=== Direction ===
Say how many lines of the listing below contain "styles", giving the number and nothing else.

** Begin **

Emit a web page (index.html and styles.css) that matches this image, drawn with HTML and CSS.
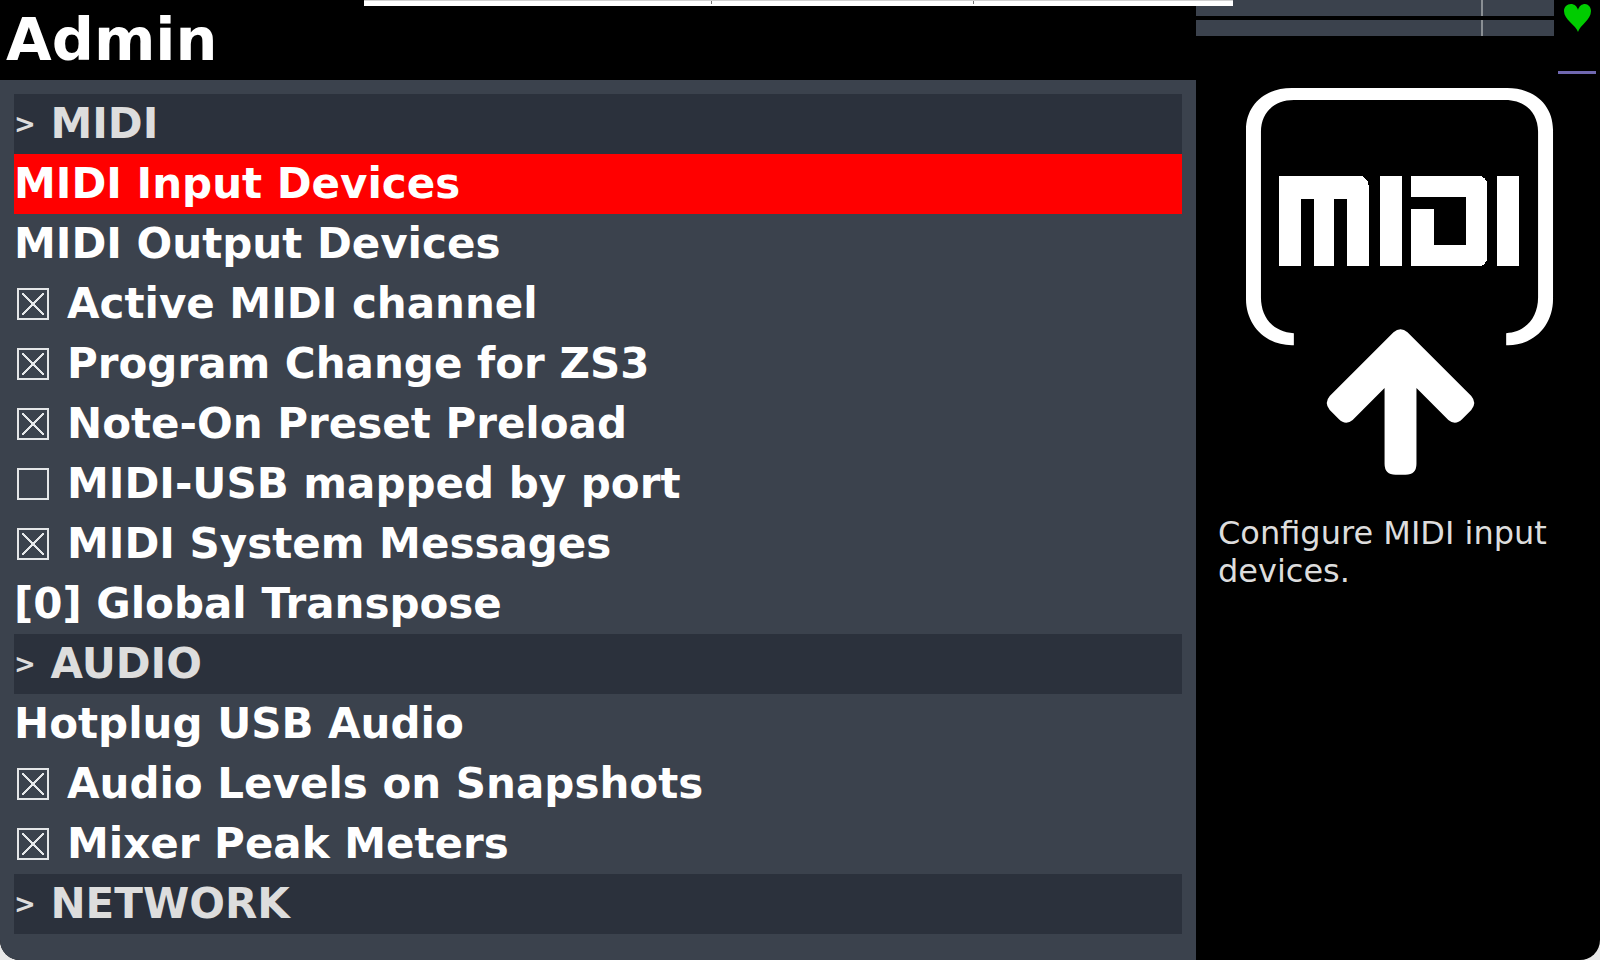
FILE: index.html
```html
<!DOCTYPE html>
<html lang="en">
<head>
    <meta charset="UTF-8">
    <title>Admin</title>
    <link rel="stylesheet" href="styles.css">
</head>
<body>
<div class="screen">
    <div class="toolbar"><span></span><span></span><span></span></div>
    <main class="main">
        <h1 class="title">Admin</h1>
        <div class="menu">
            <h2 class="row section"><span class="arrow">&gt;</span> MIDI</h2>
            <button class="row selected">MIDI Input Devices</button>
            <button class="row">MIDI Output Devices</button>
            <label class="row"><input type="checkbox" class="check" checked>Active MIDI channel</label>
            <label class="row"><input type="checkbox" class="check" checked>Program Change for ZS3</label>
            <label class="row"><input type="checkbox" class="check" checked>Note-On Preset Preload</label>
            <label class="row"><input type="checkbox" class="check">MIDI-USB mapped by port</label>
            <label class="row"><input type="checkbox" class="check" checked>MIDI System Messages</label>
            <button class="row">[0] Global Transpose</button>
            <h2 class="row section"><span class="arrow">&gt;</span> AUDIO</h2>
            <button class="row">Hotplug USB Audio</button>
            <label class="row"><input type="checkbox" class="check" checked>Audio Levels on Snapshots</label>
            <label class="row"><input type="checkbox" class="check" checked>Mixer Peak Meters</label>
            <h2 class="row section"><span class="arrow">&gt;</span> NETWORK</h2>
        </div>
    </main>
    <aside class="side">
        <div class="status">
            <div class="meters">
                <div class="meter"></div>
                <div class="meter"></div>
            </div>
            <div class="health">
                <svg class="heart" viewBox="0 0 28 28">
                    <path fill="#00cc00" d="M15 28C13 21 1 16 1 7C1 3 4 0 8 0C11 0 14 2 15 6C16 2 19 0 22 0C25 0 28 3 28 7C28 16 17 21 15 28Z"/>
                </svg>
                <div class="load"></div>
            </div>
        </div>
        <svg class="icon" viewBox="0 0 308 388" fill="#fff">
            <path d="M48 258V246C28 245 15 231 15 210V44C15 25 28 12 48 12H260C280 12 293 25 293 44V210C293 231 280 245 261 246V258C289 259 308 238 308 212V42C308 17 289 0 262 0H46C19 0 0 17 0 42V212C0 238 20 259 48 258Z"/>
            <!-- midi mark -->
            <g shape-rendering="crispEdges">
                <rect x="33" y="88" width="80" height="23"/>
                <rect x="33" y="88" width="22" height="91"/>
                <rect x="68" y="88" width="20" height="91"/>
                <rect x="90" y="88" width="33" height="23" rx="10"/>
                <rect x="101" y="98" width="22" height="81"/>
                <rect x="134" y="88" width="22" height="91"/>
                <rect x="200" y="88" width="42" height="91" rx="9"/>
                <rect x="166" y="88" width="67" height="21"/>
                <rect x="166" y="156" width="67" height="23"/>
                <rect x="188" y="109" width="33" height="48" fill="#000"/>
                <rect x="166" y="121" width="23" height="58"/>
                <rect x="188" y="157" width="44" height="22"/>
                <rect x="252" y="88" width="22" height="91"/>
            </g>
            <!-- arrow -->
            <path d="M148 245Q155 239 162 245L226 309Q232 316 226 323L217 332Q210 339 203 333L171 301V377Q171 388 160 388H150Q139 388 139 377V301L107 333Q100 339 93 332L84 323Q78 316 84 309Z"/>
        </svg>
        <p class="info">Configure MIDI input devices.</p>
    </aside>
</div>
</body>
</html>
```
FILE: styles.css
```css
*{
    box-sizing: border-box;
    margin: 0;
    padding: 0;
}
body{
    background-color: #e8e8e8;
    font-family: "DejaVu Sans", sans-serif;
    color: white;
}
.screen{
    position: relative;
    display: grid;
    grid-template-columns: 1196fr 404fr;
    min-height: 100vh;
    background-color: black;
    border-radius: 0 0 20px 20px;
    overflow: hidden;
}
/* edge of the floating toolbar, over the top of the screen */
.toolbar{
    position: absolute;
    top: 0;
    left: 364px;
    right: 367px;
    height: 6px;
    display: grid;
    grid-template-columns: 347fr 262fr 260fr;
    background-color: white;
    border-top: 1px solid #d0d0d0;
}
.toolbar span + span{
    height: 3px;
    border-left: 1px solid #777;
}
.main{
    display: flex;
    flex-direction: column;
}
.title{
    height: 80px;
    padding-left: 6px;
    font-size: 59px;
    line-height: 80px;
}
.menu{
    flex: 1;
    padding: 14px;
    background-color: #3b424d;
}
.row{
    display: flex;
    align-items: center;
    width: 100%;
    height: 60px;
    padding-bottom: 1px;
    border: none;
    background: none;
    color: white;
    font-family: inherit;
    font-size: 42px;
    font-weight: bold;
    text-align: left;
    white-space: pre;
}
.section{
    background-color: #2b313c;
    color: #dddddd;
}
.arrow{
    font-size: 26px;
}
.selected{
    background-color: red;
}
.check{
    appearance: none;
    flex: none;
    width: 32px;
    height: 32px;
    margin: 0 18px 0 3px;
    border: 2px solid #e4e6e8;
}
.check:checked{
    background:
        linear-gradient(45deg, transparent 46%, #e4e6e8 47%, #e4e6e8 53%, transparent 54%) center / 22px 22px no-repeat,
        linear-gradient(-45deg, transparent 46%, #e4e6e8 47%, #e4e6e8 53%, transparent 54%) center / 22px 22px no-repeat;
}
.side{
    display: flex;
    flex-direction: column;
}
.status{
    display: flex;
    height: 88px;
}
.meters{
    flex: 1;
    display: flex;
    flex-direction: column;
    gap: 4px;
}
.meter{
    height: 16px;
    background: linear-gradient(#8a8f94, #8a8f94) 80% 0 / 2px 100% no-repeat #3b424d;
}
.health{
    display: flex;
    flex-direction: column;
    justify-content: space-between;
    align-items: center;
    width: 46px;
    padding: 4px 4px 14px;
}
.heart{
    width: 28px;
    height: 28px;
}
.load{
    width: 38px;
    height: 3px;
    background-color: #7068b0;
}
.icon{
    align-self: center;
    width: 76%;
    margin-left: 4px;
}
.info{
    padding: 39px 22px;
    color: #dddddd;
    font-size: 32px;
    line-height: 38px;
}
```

** End **

=== Output of the exercise ===
3